Chain "block-stuff":
Rule 1: "If the packet is a TCP packet and is destination port of 443 then reject"
Rule 2: "If the packet is a TCP packet and is destination port of 80 then reject"
Rule 3: "If the packet is a TCP packet and is destination port of 21 then reject"

Main chain:
Rule 1: "If the packet has a client of 192.168.1.100 then jump to chain block-stuff"
Rule 2: "If the packet has a client of 192.168.1.101 then jump to chain block-stuff"
Rule 3: "If the packet has a client of 192.168.1.102 then jump to chain block-stuff"
Rule 4: "Allow all packets"

This not only simplifies the ruleset, but makes evaluation much quicker.

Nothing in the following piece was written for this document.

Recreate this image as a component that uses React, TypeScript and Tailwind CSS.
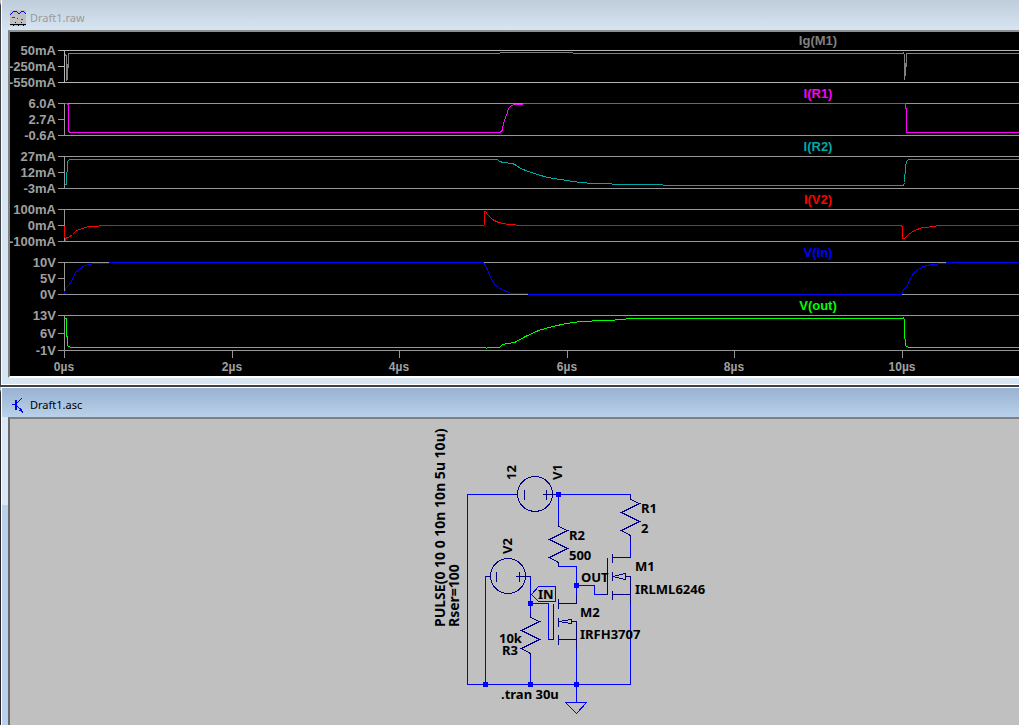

This example is fairly trivial with an unrealistic use case, but chains can be used in many ways to greatly simplify or speed up ruleset.
Some more common examples might be:

* To evaluate more complex rules only on the first packet of a session.
* To enforce acceptable use network policy (via a chain) for wifi guests only.
* To enforce acceptable use network policy (via a chain) certain times of day.
* To add special exemption lists for specific IPs, users, or groups.

Actions

Rules have an assortment of actions. The type of actions available depends on the goal of the ruleset.
For filter rules the goal is to just block/pass certain packets. As such there are a few basic actions:

* Accept - accepts the packet and stops processing all filter rules immediately
* Reject - rejects the packet immediately and stops processing all filter rules immediately
* Drop - drops the packet immediately and stops processing all filter rules immediately

and 3 more commonly available actions to deal with chains:

* Jump to - jumps execution to the specified chain
* Go to - jumps execution to the specified chain, but does not return
* Return - returns to the calling chain, if currently in the top chain just means "Accept"

The actions available in a given ruleset vary depending on what the rules do.